Often times, I notice time passing by me, but to myself only. For example, I notice that my hair is due for a haircut, but I don’t notice the gray hairs that have sprouted out from my parent’s heads. I am always focused on my own development, my own life, and I tend to forget that everyone around me grows older too.
Last week, I had another reminder of this fact when I visited my doctor. He told me he is retiring.
The news startled me. This was my family doctor of almost twenty years! The man cured my chicken pox, helped me fight acne, and found a cough syrup that wasn’t banana or cherry flavoured (thank the lord). He saw me grow out of pigtails, start wearing makeup, and now asks me why I still come to see him with my mother.
Doctor: So what is wrong?
Me: – looks at mother –
My doctor tells me he is 75 years old, to which I simply shut my mouth instead of saying, “Oh come on, you’re fine, dude! Just stay as my doctor!”
My doctor is 75 years old. What even? He certainly doesn’t look like he is 75 years old and he doesn’t feel like it to me either. In my eyes, he is the same doctor from twenty years ago – the same nice man who gave me cute band-aids and has nice photos of the arctic hung on his walls. The reality, of course, is different.
My doctor has spent the vast majority of his life on his medical career and has delayed retirement well over the normal age of 65 years old. He has every right to retire at any age he wishes, and as a long-term patient, I had neglected to see him as another human being who grows old just like me. Similar to how I used think teachers lived and stayed at school and did nothing else but teach, I also thought my doctor would always be there like a wise wizard character in a video game quest.

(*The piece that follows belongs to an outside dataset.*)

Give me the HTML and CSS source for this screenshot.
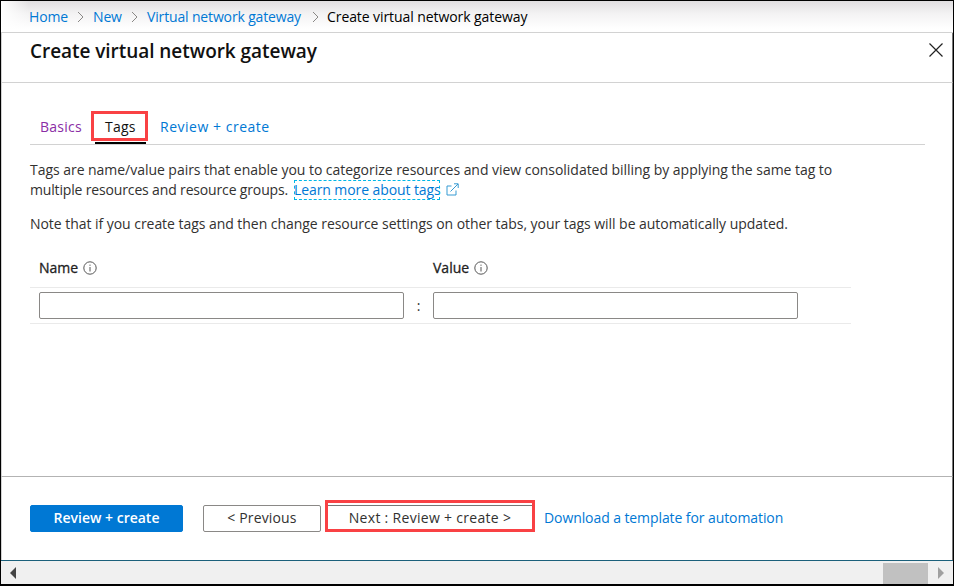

I think about how the kids I used to babysit are probably attending middle school now, holding hands with their second girlfriend or listening to the 2017-equivalent of Simple Plan and Green Day. I think about my teachers; most of them are retired now as well. I think about me, eating a breakfast my mother made and getting into my father’s car just like all the other mornings I woke up and got ready for school.
I often feel like I haven’t moved since I was sixteen. Aside from having a job, I’m not really a fully-functioning adult. I have essentially been delaying adulthood just like how my doctor has been delaying his retirement.
This reminder serves as another bittersweet reminder that time connects us to people and time will also make us part ways. In childhood, time’s path seems to stretch onward forever so we don’t worry about when paths will end or curve away to another direction. As people slowly disappear from our lives, whether that is due to personal aspirations or because simply too much time has passed, we realize how terribly sad and beautiful growing up can be.
P.S. This may be of no interest to you, but my doctor will not be traveling all over the world after retirement. He plans to go back to school and learn about the human mind and psychology – a plan that is admirable and truly reflective of him as an intellectual. I’d be peacin’ it.
P.P.S. the only time I’ve ever seen my doctor outside of his office was at a McDonald’s.